## [Description of the task]
Skip any picture you find and retype all the remaining lines exactly.

## [Given material]
────────────────────

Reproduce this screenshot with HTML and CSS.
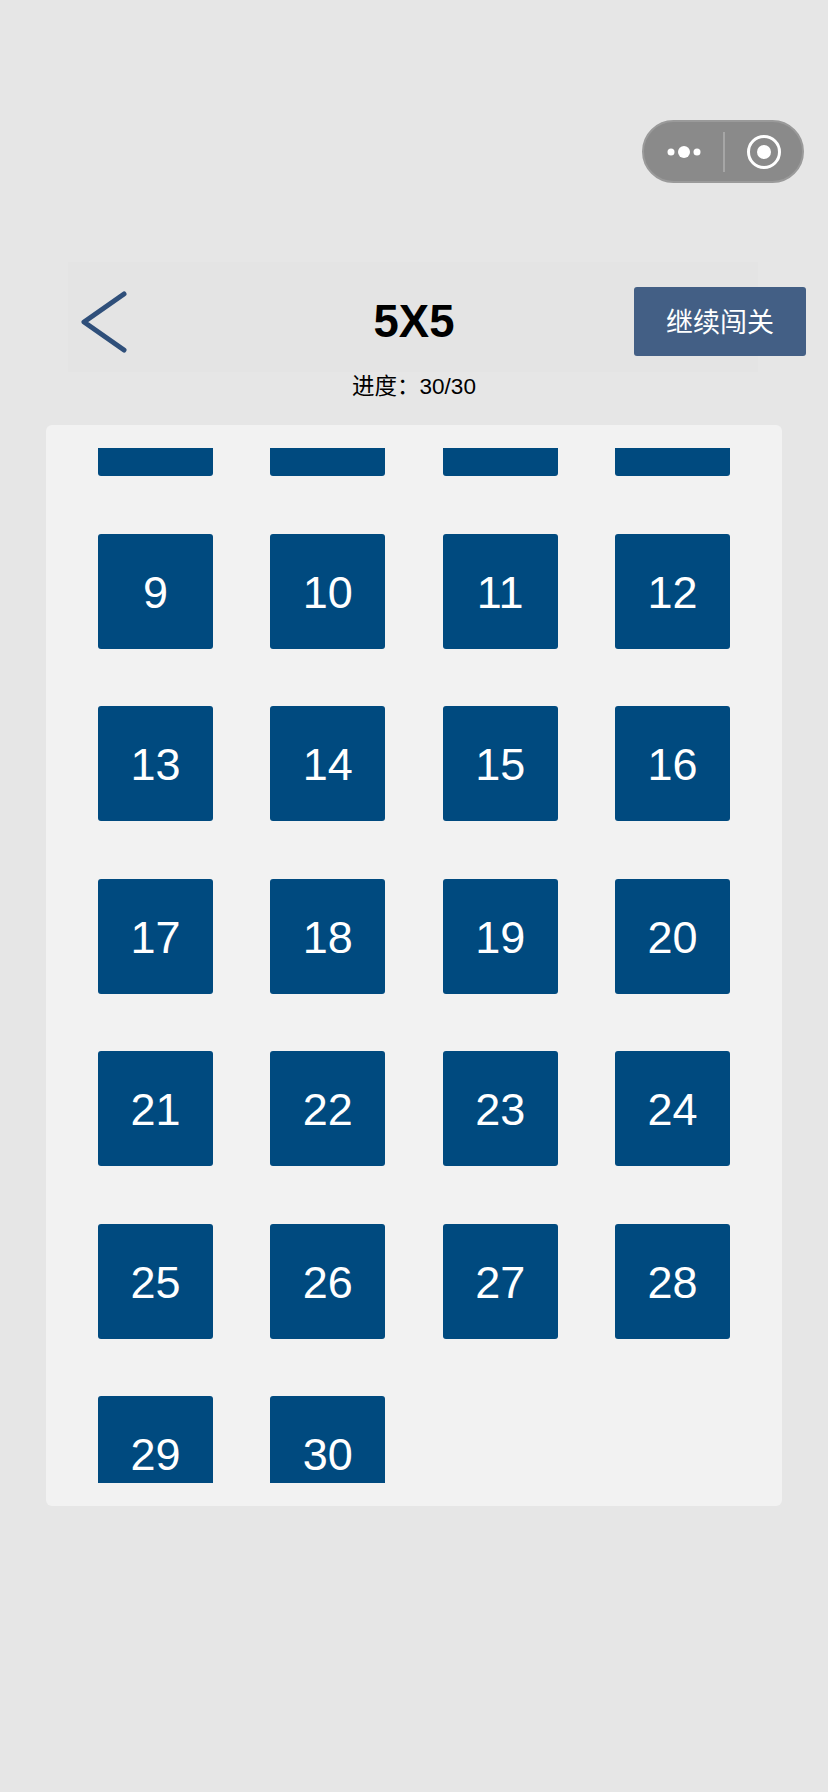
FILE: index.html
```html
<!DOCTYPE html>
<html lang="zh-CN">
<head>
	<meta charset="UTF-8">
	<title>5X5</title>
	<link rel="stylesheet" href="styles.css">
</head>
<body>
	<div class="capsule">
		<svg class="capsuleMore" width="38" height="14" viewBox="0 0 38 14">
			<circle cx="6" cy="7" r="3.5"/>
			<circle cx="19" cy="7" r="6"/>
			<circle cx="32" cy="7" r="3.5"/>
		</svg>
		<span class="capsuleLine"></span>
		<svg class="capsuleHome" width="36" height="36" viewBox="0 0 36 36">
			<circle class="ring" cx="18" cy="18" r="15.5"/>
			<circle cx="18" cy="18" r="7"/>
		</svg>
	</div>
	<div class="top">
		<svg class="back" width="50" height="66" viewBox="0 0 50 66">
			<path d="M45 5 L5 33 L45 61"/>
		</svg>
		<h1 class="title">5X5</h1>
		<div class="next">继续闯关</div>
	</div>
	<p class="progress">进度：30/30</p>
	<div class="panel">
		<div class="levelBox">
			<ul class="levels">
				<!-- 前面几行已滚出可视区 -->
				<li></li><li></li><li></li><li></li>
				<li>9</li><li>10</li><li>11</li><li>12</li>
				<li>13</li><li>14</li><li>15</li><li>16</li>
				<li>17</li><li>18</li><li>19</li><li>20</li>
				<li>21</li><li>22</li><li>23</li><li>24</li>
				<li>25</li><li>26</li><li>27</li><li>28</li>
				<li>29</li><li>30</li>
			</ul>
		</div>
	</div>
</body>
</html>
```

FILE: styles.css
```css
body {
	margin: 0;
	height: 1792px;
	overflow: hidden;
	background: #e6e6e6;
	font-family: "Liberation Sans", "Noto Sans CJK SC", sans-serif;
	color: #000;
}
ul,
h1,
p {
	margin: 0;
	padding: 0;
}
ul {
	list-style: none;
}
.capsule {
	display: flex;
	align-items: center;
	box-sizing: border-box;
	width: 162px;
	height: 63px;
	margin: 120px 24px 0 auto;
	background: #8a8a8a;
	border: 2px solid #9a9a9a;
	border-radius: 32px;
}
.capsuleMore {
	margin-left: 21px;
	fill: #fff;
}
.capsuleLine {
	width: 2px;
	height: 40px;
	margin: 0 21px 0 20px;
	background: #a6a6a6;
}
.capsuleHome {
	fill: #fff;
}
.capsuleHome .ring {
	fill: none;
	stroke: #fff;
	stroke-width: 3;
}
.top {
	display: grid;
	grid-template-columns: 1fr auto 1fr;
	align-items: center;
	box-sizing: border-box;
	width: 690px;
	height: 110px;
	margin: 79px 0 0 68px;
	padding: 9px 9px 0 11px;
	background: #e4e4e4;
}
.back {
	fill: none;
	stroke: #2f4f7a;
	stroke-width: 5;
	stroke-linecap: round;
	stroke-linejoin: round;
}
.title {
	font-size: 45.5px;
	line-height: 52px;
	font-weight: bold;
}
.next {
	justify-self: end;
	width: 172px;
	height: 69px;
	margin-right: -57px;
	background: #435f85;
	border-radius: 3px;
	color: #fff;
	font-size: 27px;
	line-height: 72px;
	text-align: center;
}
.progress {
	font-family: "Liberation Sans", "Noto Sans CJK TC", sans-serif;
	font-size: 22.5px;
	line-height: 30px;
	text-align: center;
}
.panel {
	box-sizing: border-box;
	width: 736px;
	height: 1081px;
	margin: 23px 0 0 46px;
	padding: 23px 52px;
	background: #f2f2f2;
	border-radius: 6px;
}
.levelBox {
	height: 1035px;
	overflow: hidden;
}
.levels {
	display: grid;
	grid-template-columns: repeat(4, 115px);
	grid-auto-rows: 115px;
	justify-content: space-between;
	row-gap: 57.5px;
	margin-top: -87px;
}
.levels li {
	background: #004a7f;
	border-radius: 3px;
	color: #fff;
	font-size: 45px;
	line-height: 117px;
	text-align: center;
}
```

────────────────────

## [The output]
Reproduce this screenshot with HTML and CSS.
FILE: index.html
```html
<!DOCTYPE html>
<html lang="zh-CN">
<head>
	<meta charset="UTF-8">
	<title>5X5</title>
	<link rel="stylesheet" href="styles.css">
</head>
<body>
	<div class="capsule">
		<svg class="capsuleMore" width="38" height="14" viewBox="0 0 38 14">
			<circle cx="6" cy="7" r="3.5"/>
			<circle cx="19" cy="7" r="6"/>
			<circle cx="32" cy="7" r="3.5"/>
		</svg>
		<span class="capsuleLine"></span>
		<svg class="capsuleHome" width="36" height="36" viewBox="0 0 36 36">
			<circle class="ring" cx="18" cy="18" r="15.5"/>
			<circle cx="18" cy="18" r="7"/>
		</svg>
	</div>
	<div class="top">
		<svg class="back" width="50" height="66" viewBox="0 0 50 66">
			<path d="M45 5 L5 33 L45 61"/>
		</svg>
		<h1 class="title">5X5</h1>
		<div class="next">继续闯关</div>
	</div>
	<p class="progress">进度：30/30</p>
	<div class="panel">
		<div class="levelBox">
			<ul class="levels">
				<!-- 前面几行已滚出可视区 -->
				<li></li><li></li><li></li><li></li>
				<li>9</li><li>10</li><li>11</li><li>12</li>
				<li>13</li><li>14</li><li>15</li><li>16</li>
				<li>17</li><li>18</li><li>19</li><li>20</li>
				<li>21</li><li>22</li><li>23</li><li>24</li>
				<li>25</li><li>26</li><li>27</li><li>28</li>
				<li>29</li><li>30</li>
			</ul>
		</div>
	</div>
</body>
</html>
```

FILE: styles.css
```css
body {
	margin: 0;
	height: 1792px;
	overflow: hidden;
	background: #e6e6e6;
	font-family: "Liberation Sans", "Noto Sans CJK SC", sans-serif;
	color: #000;
}
ul,
h1,
p {
	margin: 0;
	padding: 0;
}
ul {
	list-style: none;
}
.capsule {
	display: flex;
	align-items: center;
	box-sizing: border-box;
	width: 162px;
	height: 63px;
	margin: 120px 24px 0 auto;
	background: #8a8a8a;
	border: 2px solid #9a9a9a;
	border-radius: 32px;
}
.capsuleMore {
	margin-left: 21px;
	fill: #fff;
}
.capsuleLine {
	width: 2px;
	height: 40px;
	margin: 0 21px 0 20px;
	background: #a6a6a6;
}
.capsuleHome {
	fill: #fff;
}
.capsuleHome .ring {
	fill: none;
	stroke: #fff;
	stroke-width: 3;
}
.top {
	display: grid;
	grid-template-columns: 1fr auto 1fr;
	align-items: center;
	box-sizing: border-box;
	width: 690px;
	height: 110px;
	margin: 79px 0 0 68px;
	padding: 9px 9px 0 11px;
	background: #e4e4e4;
}
.back {
	fill: none;
	stroke: #2f4f7a;
	stroke-width: 5;
	stroke-linecap: round;
	stroke-linejoin: round;
}
.title {
	font-size: 45.5px;
	line-height: 52px;
	font-weight: bold;
}
.next {
	justify-self: end;
	width: 172px;
	height: 69px;
	margin-right: -57px;
	background: #435f85;
	border-radius: 3px;
	color: #fff;
	font-size: 27px;
	line-height: 72px;
	text-align: center;
}
.progress {
	font-family: "Liberation Sans", "Noto Sans CJK TC", sans-serif;
	font-size: 22.5px;
	line-height: 30px;
	text-align: center;
}
.panel {
	box-sizing: border-box;
	width: 736px;
	height: 1081px;
	margin: 23px 0 0 46px;
	padding: 23px 52px;
	background: #f2f2f2;
	border-radius: 6px;
}
.levelBox {
	height: 1035px;
	overflow: hidden;
}
.levels {
	display: grid;
	grid-template-columns: repeat(4, 115px);
	grid-auto-rows: 115px;
	justify-content: space-between;
	row-gap: 57.5px;
	margin-top: -87px;
}
.levels li {
	background: #004a7f;
	border-radius: 3px;
	color: #fff;
	font-size: 45px;
	line-height: 117px;
	text-align: center;
}
```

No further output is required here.